In the report to today's meeting, Mr Dixon said privatising a number of small and medium-sized public companies should be considered with an objective of maximising growth by spring of next year. This could be achieved either by transferring ownership to workers, encouraging foreign strategic investors or by selling through auction.

However, "current thinking" was that large public enterprises should probably not be privatised until after elections have taken place in Kosovo. However, a pilot programme should take place next year - in which some enterprises could be tendered to strategic investors. The report estimates there are about 200 public companies, of which 66 could be classified as major enterprises.

"To maximise the chances for success, the financial advisers who would assist in the implementation of this pilot programme would receive an incentive based reward. They would also be allowed to pick a certain number (perhaps 10) enterprises from the entire list of large enterprises, based on their own judgment on the chance of a successful sale for each enterprise," the report said.

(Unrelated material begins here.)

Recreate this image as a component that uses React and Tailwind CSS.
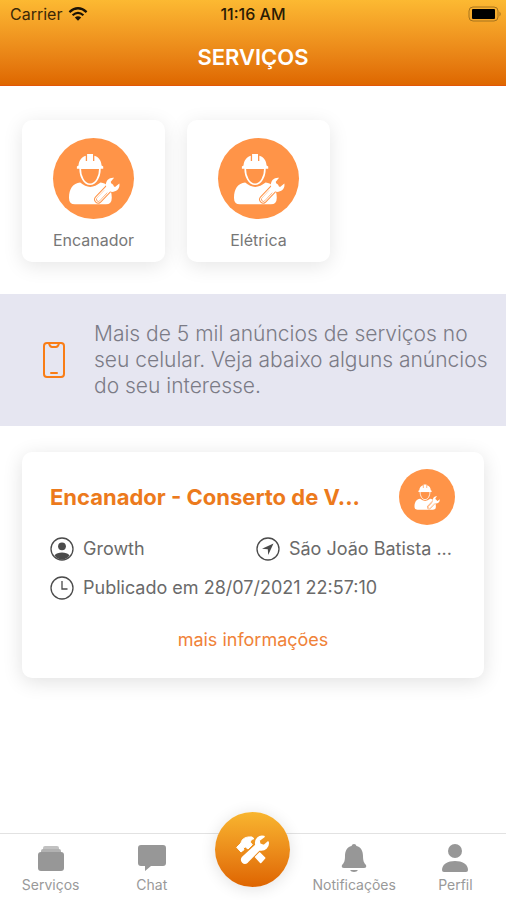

It said agricultural production had almost come to a standstill. A majority of livestock, including half of all cattle, and most mechanical agricultural implements had been destroyed. Mines were limiting access to agricultural land. Demand for wood, for fuel and construction, was threatening forests. The food processing industry had been damaged, some by looting.

It said some sectors of the population would be unsure of being able to get food until well after the summer harvest next year.

The report also assumed Kosovo would have a "lean public service", with around 52,000 people employed compared with 120,000 previously. The Unmik administration has been able to raise some revenues by charging customs duties, but the report said it intended to impose further taxes.